By JENNA CARLESSO and STEVEN GOODE

August 19, 2010

HARTFORD — — The city's police would be limited in their immigration enforcement and domestic surveillance activities under an ordinance the city council is considering.

Introduced last week, the ordinance would prohibit the police department from participating in intelligence-collection programs involving federal immigration agencies, military officials or private data companies. It also would ban officers from engaging in surveillance not supported by a warrant specific to the time, place and target.

Councilman Luis Cotto said he introduced the ordinance, in part, as a way to get a conversation started about racial profiling in the city. And it worked. Emotions ran high at a public hearing Monday when residents were able to speak about the proposal.

"Racial profiling exists. It is very much a reality in this state and it is very much a reality in this city," Cotto said Wednesday.

His ordinance would add a new article to the city's municipal code dealing with the limitations.
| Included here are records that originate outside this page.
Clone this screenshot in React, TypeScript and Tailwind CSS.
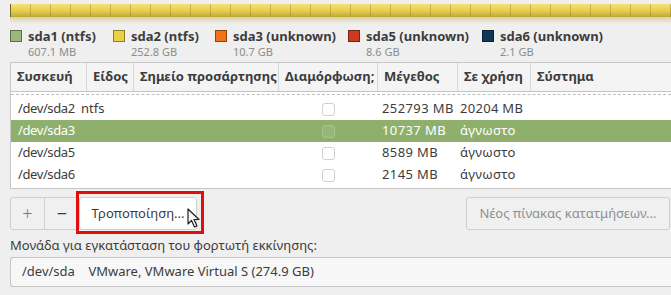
import React from 'react';

const legend = [
  { name: 'sda1 (ntfs)', size: '607.1 MB', color: 'bg-[#9bb77c]', w: 'w-[103px]' },
  { name: 'sda2 (ntfs)', size: '252.8 GB', color: 'bg-[#ecd043]', w: 'w-[102px]' },
  { name: 'sda3 (unknown)', size: '10.7 GB', color: 'bg-[#f07117]', w: 'w-[133px]' },
  { name: 'sda5 (unknown)', size: '8.6 GB', color: 'bg-[#cc3a21]', w: 'w-[134px]' },
  { name: 'sda6 (unknown)', size: '2.1 GB', color: 'bg-[#0e3954]', w: 'w-[134px]' },
];

const rows = [
  { dev: '/dev/sda2', type: 'ntfs', size: '252793 MB', used: '20204 MB' },
  { dev: '/dev/sda3', type: '', size: '10737 MB', used: 'άγνωστο', sel: true },
  { dev: '/dev/sda5', type: '', size: '8589 MB', used: 'άγνωστο' },
  { dev: '/dev/sda6', type: '', size: '2145 MB', used: 'άγνωστο' },
];

// column widths follow the header separators
const cols = ['w-[76px]', 'w-[47px]', 'w-[145px]', 'w-[99px]', 'w-[80px]', 'w-[73px]', 'flex-1'];
const headers = ['Συσκευή', 'Είδος', 'Σημείο προσάρτησης', 'Διαμόρφωση;', 'Μέγεθος', 'Σε χρήση', 'Σύστημα'];

export default function App() {
  return (
    <div
      className="w-[671px] h-[295px] overflow-hidden bg-[#efefef] text-[#3c3c3c] text-[13px] pl-[10px]"
      style={{ fontFamily: '"Noto Sans", "Open Sans", sans-serif' }}
    >
      {/* Disk usage bar */}
      <div className="pt-[4px]">
        <div className="h-[13px] border-l border-[#6d6330] bg-[linear-gradient(to_bottom,#f3e27a,#e6cc4a_55%,#bfa736)] relative">
          <div className="absolute inset-0 bg-[repeating-linear-gradient(to_right,transparent_0px,transparent_19px,rgba(150,130,50,0.45)_19px,rgba(150,130,50,0.45)_20px)]" />
        </div>
        <div className="h-[7px] bg-[linear-gradient(to_bottom,#d9d1a8,#efefef)]" />
      </div>

      {/* Legend */}
      <div className="flex mt-[4px] h-[34px]">
        {legend.map((l) => (
          <div key={l.name} className={`${l.w} shrink-0`}>
            <div className="flex items-center gap-[6px]">
              <span className={`w-[12px] h-[12px] border border-black/40 ${l.color}`} />
              <span className="font-bold text-[13px] leading-[16px] text-[#3c3c3c]">{l.name}</span>
            </div>
            <div className="pl-[18px] text-[11px] leading-[15px] text-[#8c8c8c]">{l.size}</div>
          </div>
        ))}
      </div>

      {/* Partition table */}
      <div className="border border-r-0 border-[#c6c6c6] bg-white">
        <div className="flex h-[29px] bg-[#f4f4f4] border-b border-[#c6c6c6] font-bold text-[#3c3c3c]">
          {headers.map((h, i) => (
            <div
              key={h}
              className={`${cols[i]} flex items-center px-[6px] whitespace-nowrap overflow-hidden ${i < 6 ? 'border-r border-[#d6d6d6]' : ''}`}
            >
              {h}
            </div>
          ))}
        </div>

        {/* row scrolled off under the header */}
        <div className="h-[6px] relative">
          <div className="h-[3px] overflow-hidden border-b border-dashed border-[#bdbdbd]" aria-hidden="true">
            <div className="flex -mt-[15px] h-[18px] items-center text-[#3c3c3c]">
              <div className="w-[70px] pl-[7px] tracking-[-0.4px]">/dev/sda1</div>
              <div>ntfs</div>
            </div>
          </div>
        </div>

        {rows.map((r) => (
          <div
            key={r.dev}
            className={`flex h-[22px] items-center whitespace-nowrap ${r.sel ? 'bg-[#8eb06c] text-white' : 'text-[#3c3c3c]'}`}
          >
            <div className="w-[70px] pl-[7px] tracking-[-0.4px]">{r.dev}</div>
            <div className="w-[53px]">{r.type}</div>
            <div className="w-[145px]" />
            <div className="w-[99px] flex justify-center">
              <span
                className={`w-[13px] h-[13px] rounded-[3px] border ${r.sel ? 'border-[#a9c48e] bg-[#97b777]' : 'border-[#d0d0d0] bg-white'}`}
              />
            </div>
            <div className="w-[80px] pl-[4px] tracking-[0.4px]">{r.size}</div>
            <div className="w-[73px] pl-[2px] tracking-[0.3px]">{r.used}</div>
            <div className="flex-1" />
          </div>
        ))}
        <div className="h-[2px]" />
      </div>

      {/* Buttons */}
      <div className="flex items-center mt-[8px] pr-[1px]">
        <div className="flex h-[33px] border border-[#cfcfcf] rounded-[3px] bg-[#f0f0f0]">
          <div className="w-[34px] flex items-center justify-center border-r border-[#cfcfcf] text-[#7a7a7a] text-[18px] font-light">
            +
          </div>
          <div className="w-[34px] flex items-center justify-center text-[#3c3c3c] text-[18px]">−</div>
        </div>
        <div className="relative -ml-[1px]">
          <div className="h-[33px] w-[118px] bg-white border border-[#cfcfcf] rounded-[3px] flex items-center justify-center text-[#3c3c3c]">
            Τροποποίηση...
          </div>
          <div className="absolute -left-[3px] -top-[6px] w-[128px] h-[43px] border-[3px] border-[#e20d0d] pointer-events-none" />
          <svg className="absolute left-[108px] top-[11px]" width="14" height="21" viewBox="0 0 14 21">
            <path d="M1 1 L1 16 L4.5 12.5 L7.5 19 L10 18 L7 11.5 L12 11.5 Z" fill="#f8f8f8" stroke="#222" strokeWidth="1.2" strokeLinejoin="round" />
          </svg>
        </div>
        <div className="ml-auto h-[33px] w-[204px] border border-[#cfcfcf] rounded-[3px] bg-[#f0f0f0] flex items-center justify-center text-[#8f8f8f]">
          Νέος πίνακας κατατμήσεων...
        </div>
      </div>

      {/* Boot loader device */}
      <div className="mt-[6px] leading-[18px] text-[#3c3c3c]">Μονάδα για εγκατάσταση του φορτωτή εκκίνησης:</div>
      <div className="mt-[3px] h-[30px] border border-r-0 border-[#c6c6c6] rounded-l-[3px] bg-[#f7f7f7] flex items-center pl-[11px] text-[#3c3c3c] whitespace-pre">
        {'/dev/sda    VMware, VMware Virtual S (274.9 GB)'}
      </div>
    </div>
  );
}
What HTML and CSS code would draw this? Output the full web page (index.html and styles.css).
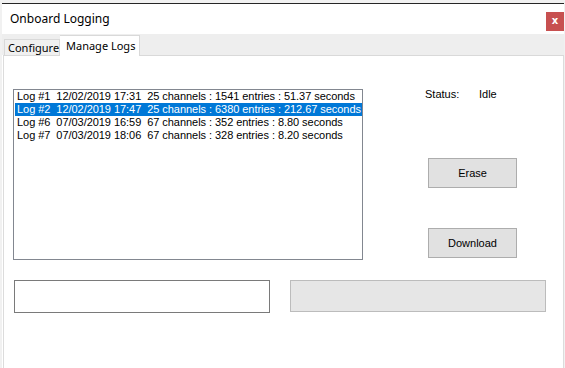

It includes a section banning police from conducting racial and ethnic profiling: "Local law enforcement agents and agencies shall not select individuals for surveillance, searches, pat-downs, interrogations or arrest based in any part on the individual's race, ethnicity, country of origin or religion (except where trustworthy information relevant to the locality and timeframe links an individual … to a specific criminal incident or scheme)."

Cotto said he has experienced racial profiling in Hartford and elsewhere.

"It seems like a no-brainer not to do surveillance on someone unless they are suspected of doing a crime, but in this day and age, you have to spell that out for people," he said.

The ordinance was referred to the council's quality of life and public safety committee for review.

Some members of the Hartford Police Department have opposed the ordinance, saying it would tie officers' hands on the job.

In a memo to Corporation Counsel Saundra Key Borges, Mayor Pedro Segarra and state and federal law enforcement officials, Hartford Police Chief Daryl K. Roberts wrote that the ordinance "would greatly restrict the Hartford Police Department's ability to function as a law enforcement agency and preclude us from working with our federal, state and local law enforcement partners." In addition, he wrote, "the city of Hartford may also be at risk of losing grant funds we received from federal, state and local governments that require information sharing and agency cooperation."

Roberts said, during a city council committee meeting Tuesday, that the ordinance was flawed because it uses unclear language, contradicts itself, prohibits the department from being proactive, violates established federal state, local and criminal case law and limits the department's ability to infiltrate organized groups who may claim a 1st Amendment right.

Roberts said Wednesday that he was taken aback because the department works hard to build public trust. The ordinance, he said, also insinuates that there are problems between the department and city residents.

"They don't know the needs of our community," he said. "We have a great rapport and we're working hard to change the culture."

The council will likely take a vote on the issue later this fall, Cotto said.